Real-time monitoring of long-overhang boring conditions using multi-sensor fusion and time–frequency deep learning

Machining condition monitoring in long-overhang boring operations faces substantial challenges, including severe noise contamination, signal degradation, and feature instability arising from tool deflection, vibration coupling, and dynamic changes in cutting load. Traditional methods mainly rely on single-sensor signals or construct offline classification models under specific machining conditions, lacking cross-parameter adaptability and real-time identification capabilities, which makes them difficult to meet practical machining needs. To address these issues, this study proposes a machining monitoring architecture that combines multi-sensor fusion with deep learning. The system integrates three-axis vibration and two-phase current signals from the spindle, extracts time-frequency features using a continuous wavelet transform, and uses static machining parameters such as spindle speed, feed rate, and cutting depth as auxiliary labels to construct a multi-modal fusion model.

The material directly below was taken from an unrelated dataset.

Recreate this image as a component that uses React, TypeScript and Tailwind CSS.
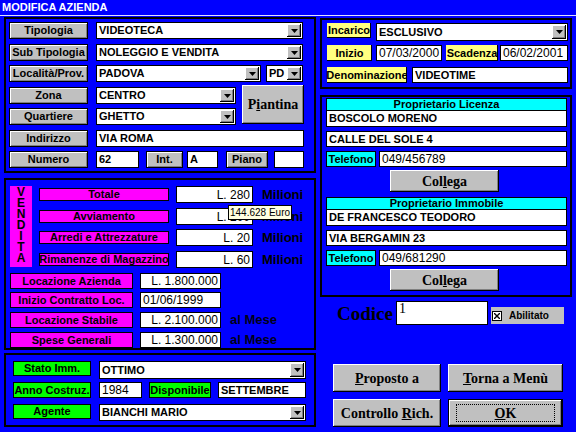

The model performs online inference on a Computer Numerical Control lathe, enabling real-time identification of three operating states: normal, incipient abnormal, and severely abnormal. Experimental results demonstrate that the proposed method achieves classification accuracy exceeding 95% across varied machining conditions while meeting the latency requirements for online monitoring. The findings confirm that combining multi-sensor fusion with a time-frequency deep model can effectively improve the monitoring stability and deployability of long-overhang boring, demonstrating its potential for smart manufacturing applications.